Two heavy oil samples from South America were used for this study. The stock tank oil (STO) samples were recombined with the corresponding flash gases to reconstitute the original reservoir oil compositions. Live oil/water emulsions were prepared in a concentric cylinder shear cell using synthetic formation water, under predetermined pressure, temperature, and shear conditions. The stability of live emulsions was investigated using a fully visual pressure/volume/temperature (PVT) cell, while viscosities were measured using a precalibrated, high-pressure capillary viscometer. Viscosities were measured at least in three different flow rates at the testing conditions. In addition to live-oil emulsion studies, the stability and droplet size distribution of STO emulsions were also determined.

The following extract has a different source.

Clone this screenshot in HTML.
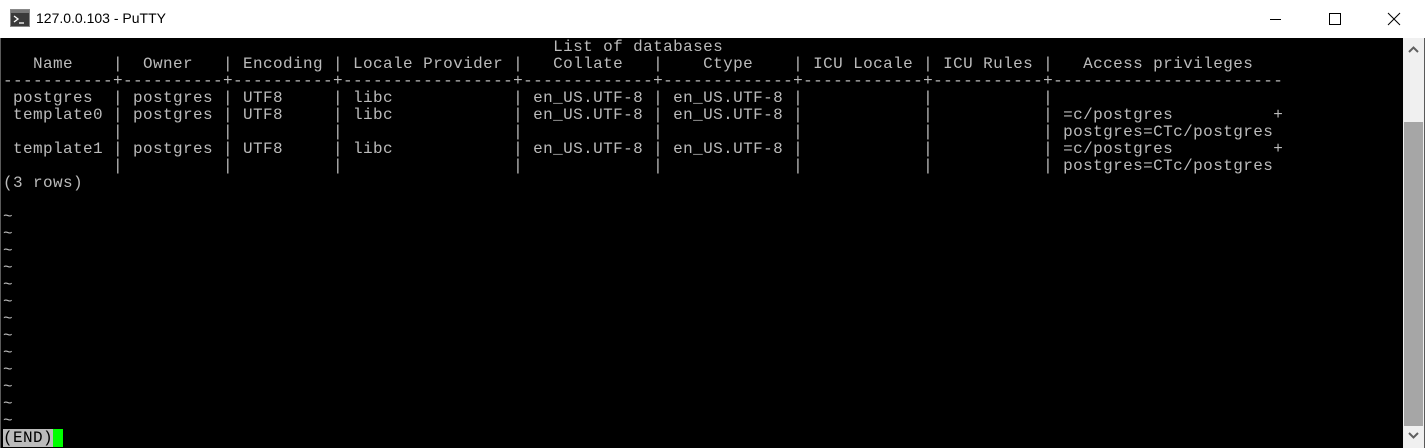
<!DOCTYPE html>
<html><head><meta charset="utf-8"><style>
html,body{margin:0;padding:0;background:#fff;}
body{width:1425px;height:448px;position:relative;overflow:hidden;font-family:"Segoe UI","Liberation Sans",sans-serif;}
.win{position:absolute;left:0;top:0;width:1423px;height:446px;border:1px solid #5a5a5a;}
.title{position:absolute;left:0;top:0;width:1425px;height:38px;background:#fff;}
.title .t{position:absolute;left:36px;top:10px;font-size:14px;color:#000;}
.term{position:absolute;left:1px;top:38px;width:1402px;height:410px;background:#000;}
pre{position:absolute;left:2px;top:1px;margin:0;font-family:"Liberation Mono",monospace;font-size:16px;letter-spacing:0.4px;line-height:17px;color:#bbb;}
.sb{position:absolute;left:1403px;top:38px;width:21px;height:410px;background:#f0f0f0;}
.thumb{position:absolute;left:1px;top:84px;width:19px;height:304px;background:#a6a6a6;}
.end{background:#bbb;color:#000;}
.cur{background:#00ff00;}
</style></head><body>
<div class="win"></div>
<div class="title">
<svg style="position:absolute;left:10px;top:9px" width="20" height="18"><rect x="0.5" y="0.5" width="19" height="17" fill="#3a3a3a" stroke="#888"/><rect x="1" y="1" width="18" height="3" fill="#777"/><path d="M4 7 L8 10 L4 13" stroke="#fff" fill="none" stroke-width="1.3"/><path d="M9 14 H14" stroke="#fff" stroke-width="1.3"/></svg>
<div class="t">127.0.0.103 - PuTTY</div>
<svg style="position:absolute;left:1270px;top:12px" width="150" height="16"><path d="M0 7.5 H11" stroke="#000"/><rect x="59.5" y="1.5" width="11" height="11" fill="none" stroke="#000"/><path d="M118 1 L130 13 M130 1 L118 13" stroke="#000"/></svg>
</div>
<div class="term"><pre>                                                       List of databases
   Name    |  Owner   | Encoding | Locale Provider |   Collate   |    Ctype    | ICU Locale | ICU Rules |   Access privileges
-----------+----------+----------+-----------------+-------------+-------------+------------+-----------+-----------------------
 postgres  | postgres | UTF8     | libc            | en_US.UTF-8 | en_US.UTF-8 |            |           |
 template0 | postgres | UTF8     | libc            | en_US.UTF-8 | en_US.UTF-8 |            |           | =c/postgres          +
           |          |          |                 |             |             |            |           | postgres=CTc/postgres
 template1 | postgres | UTF8     | libc            | en_US.UTF-8 | en_US.UTF-8 |            |           | =c/postgres          +
           |          |          |                 |             |             |            |           | postgres=CTc/postgres
(3 rows)

~
~
~
~
~
~
~
~
~
~
~
~
~
<span class="end">(END)</span><span class="cur"> </span></pre></div>
<div class="sb"><div class="thumb"></div>
<svg style="position:absolute;left:5px;top:8px" width="11" height="8"><path d="M1 6 L5.5 1.5 L10 6" stroke="#606060" stroke-width="2" fill="none"/></svg>
<svg style="position:absolute;left:5px;top:393px" width="11" height="8"><path d="M1 2 L5.5 6.5 L10 2" stroke="#606060" stroke-width="2" fill="none"/></svg>
</div>
</body></html>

Experimental results indicated that the inversion point for the STO emulsions was approximately 60% water cut (volume), and the average droplet size was increasing with water content. For all measured cases, viscosities varied with temperature according to an Arrhenius relation, while viscosities did not indicate any variation with flow rate (shear) within the range of tested flow rates. Measured viscosities also increased as pressure decreased below the bubblepoint of the sample as lighter hydrocarbon components evolved. The measured viscosities increased as much as 500% because of the presence of emulsions before a sharp drop in viscosity beyond the inversion point. The variation of viscosity with water content for live emulsion samples indicated that the inversion point for live emulsions is similar to that of STO samples.
The experimental results are also used to analyze and evaluate the performance of an ESP system when water cut increases and causes emulsion in a well.
As an oilfield ages, the rate of water production increases. With enough shear force (e.g., flow through a downhole pump or a flow restriction such as a choke valve or orifice), a stable emulsion can be formed. Presence of inorganic solids such as sand, clay, and corrosion products, together with surface-active materials such as asphaltenes and naphthenic acids, also enhance the stability of emulsions (Kokal 2005). Because of the presence of these elements, the occurrence of tight emulsions in the production facilities is quite common. In some cases, emulsions may also form in the near-wellbore region, leading to emulsion blockage of porous media (Kokal et al. 2002).
In addition to formation blockage and general difficulty in the separation of oil and water in production facilities, one of the main drawbacks of emulsion formation is an increase in the apparent viscosity of the oil. Viscosity of water-in-oil emulsions increases as the water cut increases before the so-called emulsion inversion point, beyond which the continuous phase changes to water (i.e., water-in-oil emulsion switches to oil-in-water emulsion). It has been shown that the viscosity of the water-in-oil emulsion may increase as much as one order of magnitude or even higher over the viscosity of the dry oil (Singh et al. 2004). In oil-in-water emulsions, viscosity decreases with an increase in water content. Therefore, the maximum apparent viscosity of emulsions occurs at the emulsion inversion point (Szelag and Pauzder 2003).